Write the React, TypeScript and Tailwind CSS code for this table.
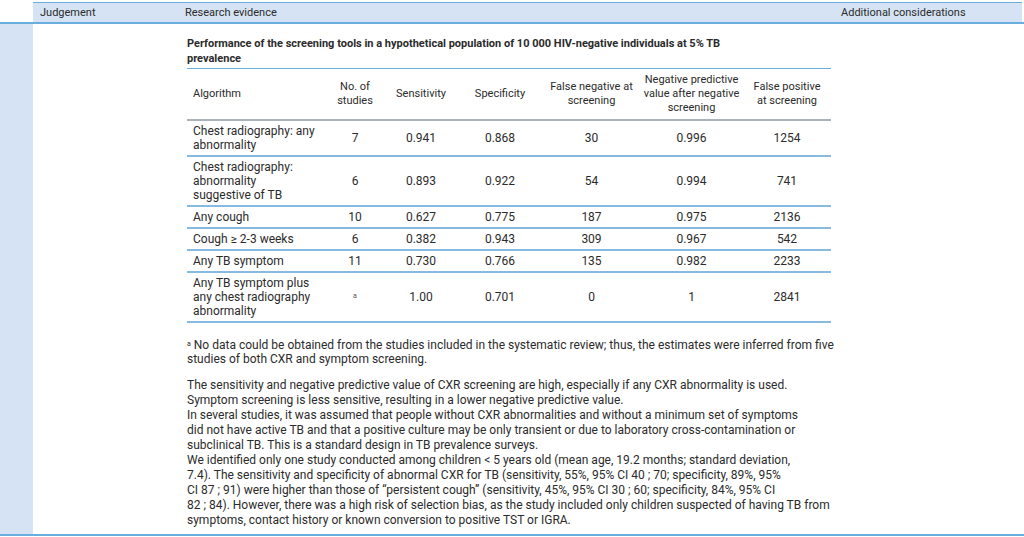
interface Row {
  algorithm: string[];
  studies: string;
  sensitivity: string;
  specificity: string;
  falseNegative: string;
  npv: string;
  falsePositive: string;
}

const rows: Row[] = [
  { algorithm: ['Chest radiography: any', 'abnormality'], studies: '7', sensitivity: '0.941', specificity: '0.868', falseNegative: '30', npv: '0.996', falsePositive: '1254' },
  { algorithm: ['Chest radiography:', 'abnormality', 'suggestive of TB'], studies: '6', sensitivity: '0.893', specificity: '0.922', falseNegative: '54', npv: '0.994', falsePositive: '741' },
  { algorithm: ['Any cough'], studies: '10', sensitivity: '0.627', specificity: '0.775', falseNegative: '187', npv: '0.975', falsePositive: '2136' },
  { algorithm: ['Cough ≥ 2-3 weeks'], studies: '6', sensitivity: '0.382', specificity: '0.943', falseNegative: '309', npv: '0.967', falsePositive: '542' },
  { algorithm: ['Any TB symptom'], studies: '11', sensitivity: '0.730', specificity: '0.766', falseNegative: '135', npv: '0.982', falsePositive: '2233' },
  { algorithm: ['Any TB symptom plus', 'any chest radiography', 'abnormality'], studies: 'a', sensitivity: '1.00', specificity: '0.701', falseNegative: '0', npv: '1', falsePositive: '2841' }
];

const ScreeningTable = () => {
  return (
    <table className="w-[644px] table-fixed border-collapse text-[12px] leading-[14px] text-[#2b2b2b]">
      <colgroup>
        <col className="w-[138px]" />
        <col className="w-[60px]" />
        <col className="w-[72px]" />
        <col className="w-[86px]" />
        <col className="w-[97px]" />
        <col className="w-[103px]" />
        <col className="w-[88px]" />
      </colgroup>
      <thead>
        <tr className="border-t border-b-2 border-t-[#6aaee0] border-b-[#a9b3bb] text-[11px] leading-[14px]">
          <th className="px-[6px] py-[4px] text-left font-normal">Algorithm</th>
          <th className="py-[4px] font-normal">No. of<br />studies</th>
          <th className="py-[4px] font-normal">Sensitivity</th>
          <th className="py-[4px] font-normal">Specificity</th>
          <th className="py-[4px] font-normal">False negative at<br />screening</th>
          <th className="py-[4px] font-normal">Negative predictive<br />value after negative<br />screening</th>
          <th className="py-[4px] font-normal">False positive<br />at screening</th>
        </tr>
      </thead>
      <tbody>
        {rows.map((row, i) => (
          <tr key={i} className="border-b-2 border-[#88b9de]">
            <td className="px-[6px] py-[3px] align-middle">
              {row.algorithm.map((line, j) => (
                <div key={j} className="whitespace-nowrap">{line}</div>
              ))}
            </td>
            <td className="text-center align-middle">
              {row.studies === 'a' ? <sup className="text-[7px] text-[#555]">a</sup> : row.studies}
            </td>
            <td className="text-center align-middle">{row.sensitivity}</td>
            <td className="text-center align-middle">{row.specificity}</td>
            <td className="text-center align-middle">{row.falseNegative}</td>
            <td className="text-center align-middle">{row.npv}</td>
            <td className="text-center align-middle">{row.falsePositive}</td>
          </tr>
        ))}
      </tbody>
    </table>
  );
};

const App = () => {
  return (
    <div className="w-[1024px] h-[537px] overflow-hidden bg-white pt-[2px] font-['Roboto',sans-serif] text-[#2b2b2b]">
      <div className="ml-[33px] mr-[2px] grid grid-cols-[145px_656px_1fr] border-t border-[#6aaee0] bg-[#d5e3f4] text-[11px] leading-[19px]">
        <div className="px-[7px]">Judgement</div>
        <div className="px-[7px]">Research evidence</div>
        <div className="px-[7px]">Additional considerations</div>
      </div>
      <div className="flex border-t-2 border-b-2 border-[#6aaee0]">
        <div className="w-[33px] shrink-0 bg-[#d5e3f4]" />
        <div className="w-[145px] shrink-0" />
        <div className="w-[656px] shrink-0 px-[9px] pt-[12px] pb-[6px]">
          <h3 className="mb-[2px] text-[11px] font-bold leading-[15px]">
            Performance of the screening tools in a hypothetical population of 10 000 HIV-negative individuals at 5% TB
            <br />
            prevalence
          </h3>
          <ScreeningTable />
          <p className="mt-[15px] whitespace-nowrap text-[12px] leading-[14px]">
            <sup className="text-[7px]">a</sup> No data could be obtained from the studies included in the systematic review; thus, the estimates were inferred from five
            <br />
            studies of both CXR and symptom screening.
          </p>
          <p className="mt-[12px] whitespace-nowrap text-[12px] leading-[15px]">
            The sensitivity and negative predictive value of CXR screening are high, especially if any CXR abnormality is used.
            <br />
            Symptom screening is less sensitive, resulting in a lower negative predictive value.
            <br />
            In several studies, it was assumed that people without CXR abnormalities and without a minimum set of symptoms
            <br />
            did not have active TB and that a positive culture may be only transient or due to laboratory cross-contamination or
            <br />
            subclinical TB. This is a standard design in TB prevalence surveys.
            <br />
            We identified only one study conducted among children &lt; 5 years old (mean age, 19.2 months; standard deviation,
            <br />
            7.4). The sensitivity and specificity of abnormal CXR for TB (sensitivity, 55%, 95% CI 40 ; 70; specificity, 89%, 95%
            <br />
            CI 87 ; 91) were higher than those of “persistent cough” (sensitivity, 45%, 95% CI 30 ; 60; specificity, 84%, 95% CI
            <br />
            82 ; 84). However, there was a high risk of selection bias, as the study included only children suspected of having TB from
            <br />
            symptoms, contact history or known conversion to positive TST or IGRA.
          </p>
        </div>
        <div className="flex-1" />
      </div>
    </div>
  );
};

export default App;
--
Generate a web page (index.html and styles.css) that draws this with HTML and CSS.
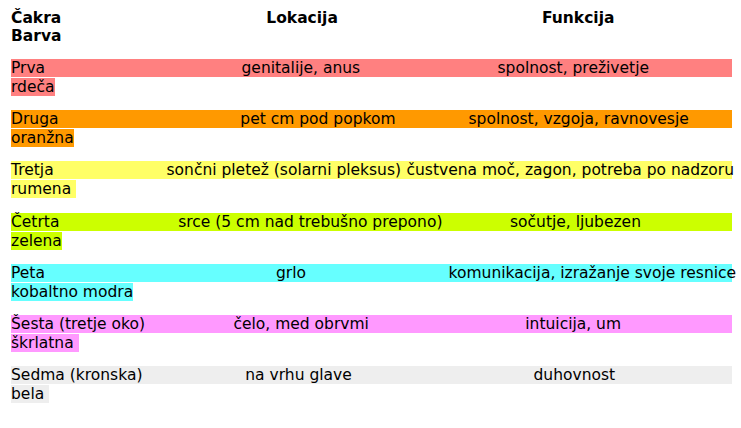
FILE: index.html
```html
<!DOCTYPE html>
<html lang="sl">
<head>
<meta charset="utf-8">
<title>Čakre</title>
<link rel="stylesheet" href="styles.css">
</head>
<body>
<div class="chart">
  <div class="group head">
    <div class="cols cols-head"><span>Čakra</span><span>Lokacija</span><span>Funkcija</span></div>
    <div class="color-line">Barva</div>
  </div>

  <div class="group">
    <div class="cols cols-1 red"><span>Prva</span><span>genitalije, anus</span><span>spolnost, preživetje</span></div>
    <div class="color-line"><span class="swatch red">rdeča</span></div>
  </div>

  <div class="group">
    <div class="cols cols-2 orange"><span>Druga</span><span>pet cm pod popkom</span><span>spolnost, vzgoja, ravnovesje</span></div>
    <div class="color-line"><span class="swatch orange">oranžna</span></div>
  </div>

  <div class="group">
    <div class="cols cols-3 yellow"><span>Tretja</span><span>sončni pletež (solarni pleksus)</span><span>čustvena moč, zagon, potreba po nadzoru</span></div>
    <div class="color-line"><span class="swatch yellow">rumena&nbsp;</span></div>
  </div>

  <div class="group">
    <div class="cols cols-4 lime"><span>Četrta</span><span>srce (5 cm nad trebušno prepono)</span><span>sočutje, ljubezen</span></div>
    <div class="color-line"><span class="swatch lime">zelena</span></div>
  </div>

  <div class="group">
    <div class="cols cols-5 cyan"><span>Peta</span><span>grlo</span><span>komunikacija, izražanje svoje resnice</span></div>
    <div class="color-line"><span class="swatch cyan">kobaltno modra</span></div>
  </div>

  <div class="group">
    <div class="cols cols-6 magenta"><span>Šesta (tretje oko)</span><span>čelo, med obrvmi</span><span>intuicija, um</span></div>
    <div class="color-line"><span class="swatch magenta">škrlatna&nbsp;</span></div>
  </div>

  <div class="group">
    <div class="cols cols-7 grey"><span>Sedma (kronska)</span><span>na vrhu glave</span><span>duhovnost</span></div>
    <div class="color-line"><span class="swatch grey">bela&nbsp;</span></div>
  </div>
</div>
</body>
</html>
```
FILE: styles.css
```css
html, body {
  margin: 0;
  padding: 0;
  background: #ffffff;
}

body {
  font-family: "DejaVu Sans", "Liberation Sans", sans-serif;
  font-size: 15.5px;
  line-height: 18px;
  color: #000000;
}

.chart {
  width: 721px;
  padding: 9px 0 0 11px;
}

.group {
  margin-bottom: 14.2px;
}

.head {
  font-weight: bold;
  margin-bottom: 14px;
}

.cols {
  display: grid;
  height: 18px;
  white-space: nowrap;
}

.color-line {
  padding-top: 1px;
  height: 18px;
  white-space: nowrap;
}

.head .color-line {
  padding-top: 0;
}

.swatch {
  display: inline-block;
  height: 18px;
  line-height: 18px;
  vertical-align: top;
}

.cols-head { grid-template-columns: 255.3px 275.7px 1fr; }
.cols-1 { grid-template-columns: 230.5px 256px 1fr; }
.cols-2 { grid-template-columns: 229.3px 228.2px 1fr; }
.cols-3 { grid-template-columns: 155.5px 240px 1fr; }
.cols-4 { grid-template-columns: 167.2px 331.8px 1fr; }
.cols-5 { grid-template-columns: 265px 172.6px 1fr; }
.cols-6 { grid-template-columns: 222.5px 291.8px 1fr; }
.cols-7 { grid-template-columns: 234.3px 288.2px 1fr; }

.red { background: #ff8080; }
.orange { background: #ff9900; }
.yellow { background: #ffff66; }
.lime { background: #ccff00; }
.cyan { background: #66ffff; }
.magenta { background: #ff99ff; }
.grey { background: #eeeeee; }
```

# Given request
Extract all lines of the records above that include "index".

# Reply to the exercise
Generate a web page (index.html and styles.css) that draws this with HTML and CSS.
FILE: index.html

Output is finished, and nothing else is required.